Speaking of our Mississippi heat, it is nearly impossible to grow peonies in our state and very difficult to get them to bloom more than once every few years. After several attempts at nursing peonies in hopes of a bloom or two, I have instead enjoyed growing a very similar looking bloom—a David Austin® rose, often called a Cabbage Rose. Cabbage Roses come in a variety of colors, forms, and shapes, just as peonies do. They have multiple rows of petals and come in a variety of fragrances. It’s easy to grow a bare-root David Austin® Cabbage rose in a container by following simple instructions which include briefly soaking the roots, feeding upon planting and watering evenly and regularly. They even come in vining varieties. The fullness in their blooms makes for a spectacular display. Grouping several shades together will ensure you have many blooms to bring inside and enjoy. Eventually, their roots will need a bit more space to breathe, but they are easily over-wintered in a garage or enclosed space until that time comes. Combining just David Austin® roses and hydrangeas in a vase makes for a romantic inexpensive homegrown arrangement.

 

To make a larger arrangement with your container-grown flowers, add greenery from your own yard. Elaeagnus grows in abundance in our state and is often considered a nuisance. But, its gray-green leaves and tiny fragrant blooms are beautiful in a vase (even alone). Dock and Queen Anne’s Lace grow freely along the side of the road. Various ferns, Holly, Juniper and Cedar cuttings make for beautiful filler.

 

I also enjoy in any season, planting multi-variety pots and arranging the pots in groups of three in varying sizes. Depending on the pot size, you’ll use 3-5 plants in each pot. Make sure you group like-kind plants (same water and light needs) and that your pot has good drainage. If your pot backs up to a wall, put your tallest plant to the back of the pot. If you view the pot from all directions, place your tallest plant in the center. Slender junipers, grasses, and topiaries work well for height.
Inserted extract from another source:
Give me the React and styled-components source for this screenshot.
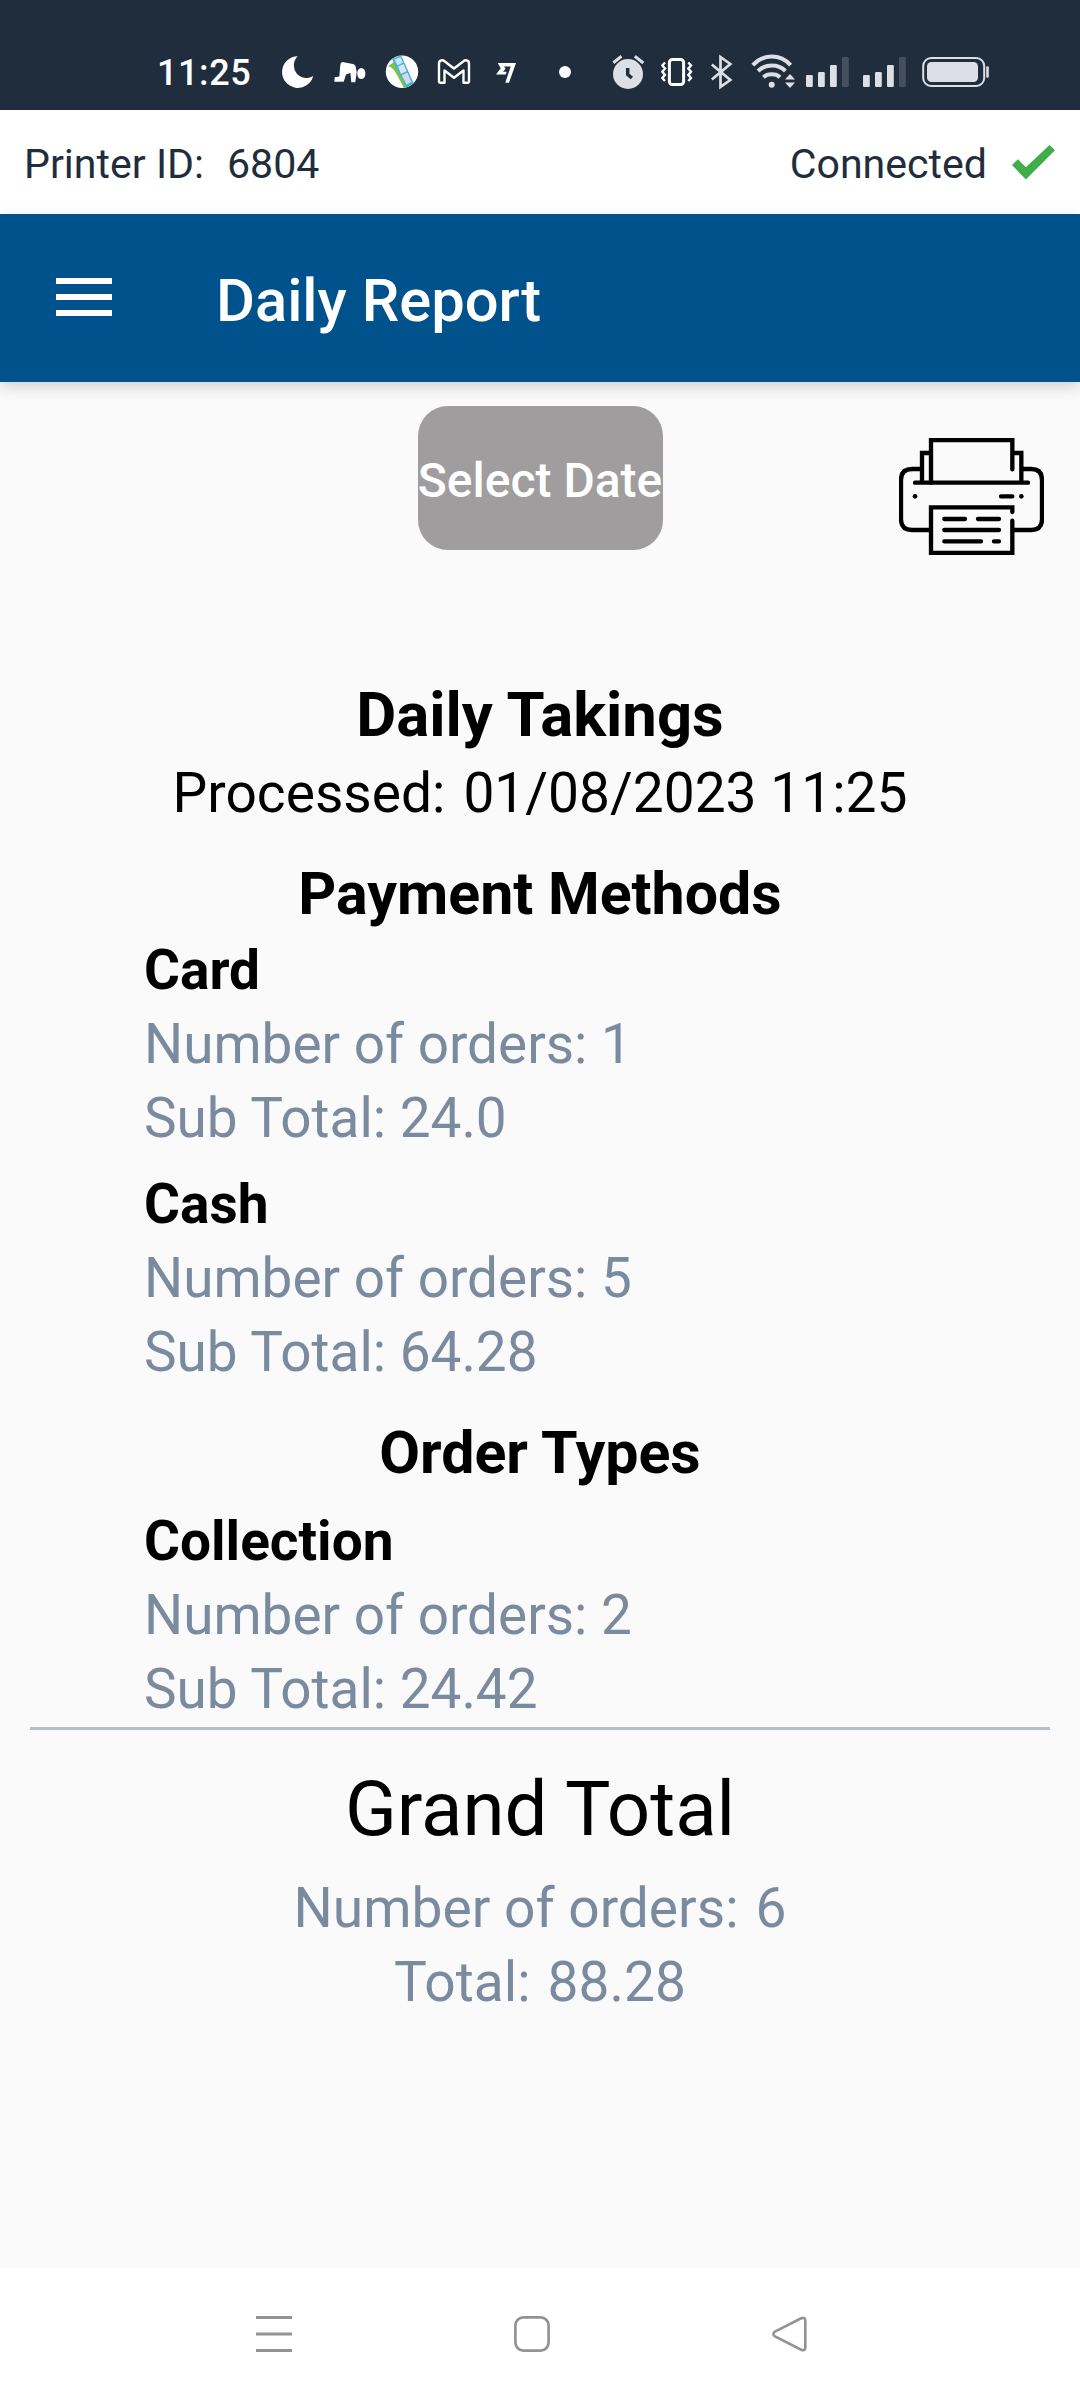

Flowing or trailing plants, like English Ivy, Fig Ivy, Jasmine, Sedum, Holly Fern, Agapanthus, and Creeping Juniper work well to hang over and soften the edge of the container. For color, use an annual in any color you love. Opposite shades on a general color wheel always provide good contrast. Plant your color option on an angle so that it too will grow over the edge of the pot. Fill your pot fully with little or no space between your plants. Add Spanish moss around the edges to retain moisture.

 

Hopefully, with a bit of combining and angling, you too can create a lovely, lush easy-to-maintain container garden.